> **What is expected**
Leave out any pictures and transcribe all other data below exactly.

[Entries with page source code]
---

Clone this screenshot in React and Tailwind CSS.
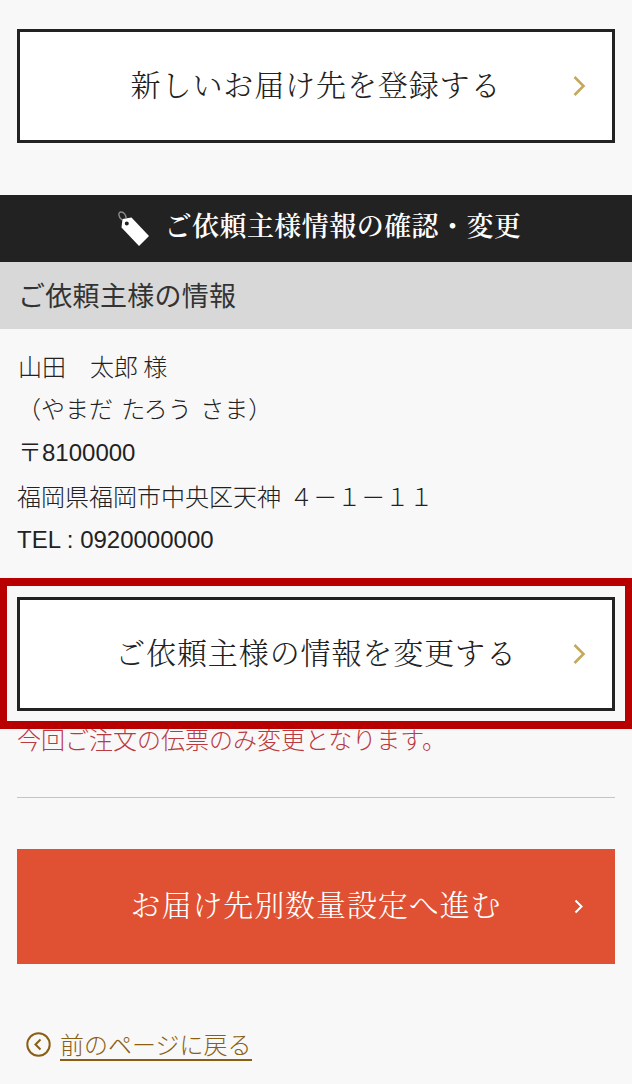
import React from 'react';

const serif = 'font-["Noto_Serif_CJK_JP","Liberation_Serif",serif]';
const gothic = 'font-["Noto_Sans_CJK_JP",sans-serif]';
const sans = 'font-["Liberation_Sans","Noto_Sans_CJK_JP",sans-serif]';

const LinkButton = ({ children }) => (
  <a className="grid grid-cols-[1fr_auto_1fr] items-center h-[114px] border-[3px] border-[#222] bg-white text-[#222] text-[30px] leading-[40px] tracking-[0.9px]">
    <span />
    <span className={`-mt-[7px] font-light ${serif}`}>{children}</span>
    <svg width="14" height="22" viewBox="0 0 14 22" fill="none" className="justify-self-end mr-[26px]">
      <path d="M2.5 2 L11.5 11 L2.5 20" stroke="#c4a95c" strokeWidth="2.6" />
    </svg>
  </a>
);

const TagIcon = () => (
  <svg width="36" height="38" viewBox="0 0 36 38" className="shrink-0">
    <path d="M6 10 C2 7 2 2 5 2 C8 2 10 5 10 8" fill="none" stroke="#8a8a8a" strokeWidth="1.4" />
    <path fillRule="evenodd" fill="#fff" d="M6.5 9 L15.5 7.5 L33 26 L23 36 L5.5 17.5 Z M10.8 11.5 A2 2 0 1 0 10.8 15.5 A2 2 0 1 0 10.8 11.5 Z" />
  </svg>
);

export default function App() {
  return (
    <div className={`w-[632px] h-[1084px] overflow-hidden bg-[#f8f8f8] pt-[29px] ${sans}`}>
      <div className="px-[17px]">
        <LinkButton>新しいお届け先を登録する</LinkButton>
      </div>

      <h2 className="mt-[52px] h-[67px] bg-[#222] text-white flex items-center justify-center gap-[13px] pl-[5px]">
        <TagIcon />
        <span className={`-mt-[7px] text-[27px] leading-[36px] tracking-[0.45px] font-semibold ${serif}`}>ご依頼主様情報の確認・変更</span>
      </h2>
      <h3 className={`h-[67px] bg-[#d8d8d8] flex items-center px-[18px] text-[27px] tracking-[0.3px] font-normal text-[#333] ${gothic}`}>ご依頼主様の情報</h3>

      <div className="px-[17px] pt-[15px] pb-[17px] text-[24px] leading-[43.4px] text-[#222]">
        <p className={`pl-[1px] font-light ${gothic}`}>山田　太郎 様</p>
        <p className={`font-light -mt-[1px] [word-spacing:3px] ${gothic}`}>（やまだ たろう さま）</p>
        <p className="pl-[1px] mt-[1px]"><span className={`leading-none font-light ${gothic}`}>〒</span>8100000</p>
        <p className={`font-light [word-spacing:3px] ${gothic}`}>福岡県福岡市中央区天神 ４－１－１１</p>
        <p>TEL : 0920000000</p>
      </div>

      <div className="border-x-[7px] border-y-[8px] border-[#b80000] px-[10px] pt-[11px] pb-[10px]">
        <LinkButton>ご依頼主様の情報を変更する</LinkButton>
      </div>

      <div className="px-[17px]">
        <p className={`-mt-[2px] text-[24px] leading-[24px] text-[#bb3a42] font-light ${gothic}`}>今回ご注文の伝票のみ変更となります。</p>
        <hr className="mt-[46px] border-t border-[#c4c4c4]" />
        <a className="mt-[51px] grid grid-cols-[1fr_auto_1fr] items-center h-[115px] bg-[#e05033] text-white text-[30px] leading-[40px] tracking-[0.9px]">
          <span />
          <span className={`-mt-[7px] font-light ${serif}`}>お届け先別数量設定へ進む</span>
          <svg width="10" height="15" viewBox="0 0 10 15" fill="none" className="justify-self-end mr-[31px]">
            <path d="M1.5 1.5 L7.5 7.5 L1.5 13.5" stroke="#fff" strokeWidth="2" />
          </svg>
        </a>
        <a className={`mt-[64px] ml-[9px] flex items-center gap-[9px] text-[24px] leading-[31px] text-[#8a5f14] font-light ${gothic}`}>
          <svg width="25" height="25" viewBox="0 0 25 25" fill="none" className="shrink-0">
            <circle cx="12.5" cy="12.5" r="11.2" stroke="#8a5f14" strokeWidth="2" />
            <path d="M14.5 7.5 L9.5 12.5 L14.5 17.5" stroke="#8a5f14" strokeWidth="2" />
          </svg>
          <span className="border-b-2 border-[#8a5f14]">前のページに戻る</span>
        </a>
      </div>
    </div>
  );
}
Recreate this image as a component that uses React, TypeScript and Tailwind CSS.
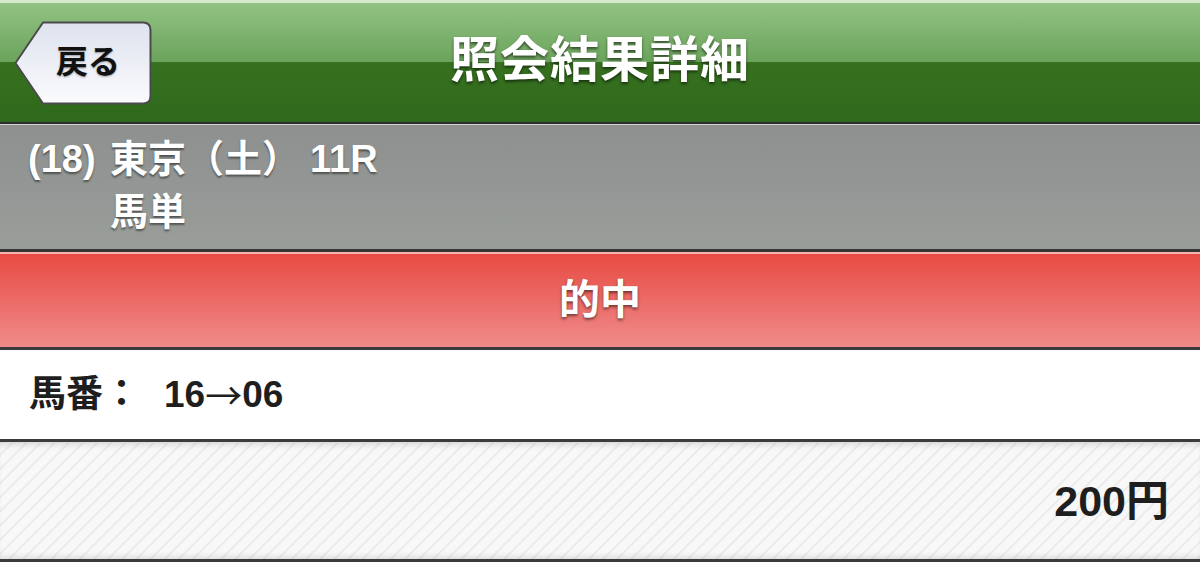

---

> **Correct response**
Clone this screenshot in React and Tailwind CSS.
import React from 'react';

const serif = 'font-["Noto_Serif_CJK_JP","Liberation_Serif",serif]';
const gothic = 'font-["Noto_Sans_CJK_JP",sans-serif]';
const sans = 'font-["Liberation_Sans","Noto_Sans_CJK_JP",sans-serif]';

const LinkButton = ({ children }) => (
  <a className="grid grid-cols-[1fr_auto_1fr] items-center h-[114px] border-[3px] border-[#222] bg-white text-[#222] text-[30px] leading-[40px] tracking-[0.9px]">
    <span />
    <span className={`-mt-[7px] font-light ${serif}`}>{children}</span>
    <svg width="14" height="22" viewBox="0 0 14 22" fill="none" className="justify-self-end mr-[26px]">
      <path d="M2.5 2 L11.5 11 L2.5 20" stroke="#c4a95c" strokeWidth="2.6" />
    </svg>
  </a>
);

const TagIcon = () => (
  <svg width="36" height="38" viewBox="0 0 36 38" className="shrink-0">
    <path d="M6 10 C2 7 2 2 5 2 C8 2 10 5 10 8" fill="none" stroke="#8a8a8a" strokeWidth="1.4" />
    <path fillRule="evenodd" fill="#fff" d="M6.5 9 L15.5 7.5 L33 26 L23 36 L5.5 17.5 Z M10.8 11.5 A2 2 0 1 0 10.8 15.5 A2 2 0 1 0 10.8 11.5 Z" />
  </svg>
);

export default function App() {
  return (
    <div className={`w-[632px] h-[1084px] overflow-hidden bg-[#f8f8f8] pt-[29px] ${sans}`}>
      <div className="px-[17px]">
        <LinkButton>新しいお届け先を登録する</LinkButton>
      </div>

      <h2 className="mt-[52px] h-[67px] bg-[#222] text-white flex items-center justify-center gap-[13px] pl-[5px]">
        <TagIcon />
        <span className={`-mt-[7px] text-[27px] leading-[36px] tracking-[0.45px] font-semibold ${serif}`}>ご依頼主様情報の確認・変更</span>
      </h2>
      <h3 className={`h-[67px] bg-[#d8d8d8] flex items-center px-[18px] text-[27px] tracking-[0.3px] font-normal text-[#333] ${gothic}`}>ご依頼主様の情報</h3>

      <div className="px-[17px] pt-[15px] pb-[17px] text-[24px] leading-[43.4px] text-[#222]">
        <p className={`pl-[1px] font-light ${gothic}`}>山田　太郎 様</p>
        <p className={`font-light -mt-[1px] [word-spacing:3px] ${gothic}`}>（やまだ たろう さま）</p>
        <p className="pl-[1px] mt-[1px]"><span className={`leading-none font-light ${gothic}`}>〒</span>8100000</p>
        <p className={`font-light [word-spacing:3px] ${gothic}`}>福岡県福岡市中央区天神 ４－１－１１</p>
        <p>TEL : 0920000000</p>
      </div>

      <div className="border-x-[7px] border-y-[8px] border-[#b80000] px-[10px] pt-[11px] pb-[10px]">
        <LinkButton>ご依頼主様の情報を変更する</LinkButton>
      </div>

      <div className="px-[17px]">
        <p className={`-mt-[2px] text-[24px] leading-[24px] text-[#bb3a42] font-light ${gothic}`}>今回ご注文の伝票のみ変更となります。</p>
        <hr className="mt-[46px] border-t border-[#c4c4c4]" />
        <a className="mt-[51px] grid grid-cols-[1fr_auto_1fr] items-center h-[115px] bg-[#e05033] text-white text-[30px] leading-[40px] tracking-[0.9px]">
          <span />
          <span className={`-mt-[7px] font-light ${serif}`}>お届け先別数量設定へ進む</span>
          <svg width="10" height="15" viewBox="0 0 10 15" fill="none" className="justify-self-end mr-[31px]">
            <path d="M1.5 1.5 L7.5 7.5 L1.5 13.5" stroke="#fff" strokeWidth="2" />
          </svg>
        </a>
        <a className={`mt-[64px] ml-[9px] flex items-center gap-[9px] text-[24px] leading-[31px] text-[#8a5f14] font-light ${gothic}`}>
          <svg width="25" height="25" viewBox="0 0 25 25" fill="none" className="shrink-0">
            <circle cx="12.5" cy="12.5" r="11.2" stroke="#8a5f14" strokeWidth="2" />
            <path d="M14.5 7.5 L9.5 12.5 L14.5 17.5" stroke="#8a5f14" strokeWidth="2" />
          </svg>
          <span className="border-b-2 border-[#8a5f14]">前のページに戻る</span>
        </a>
      </div>
    </div>
  );
}
Recreate this image as a component that uses React, TypeScript and Tailwind CSS.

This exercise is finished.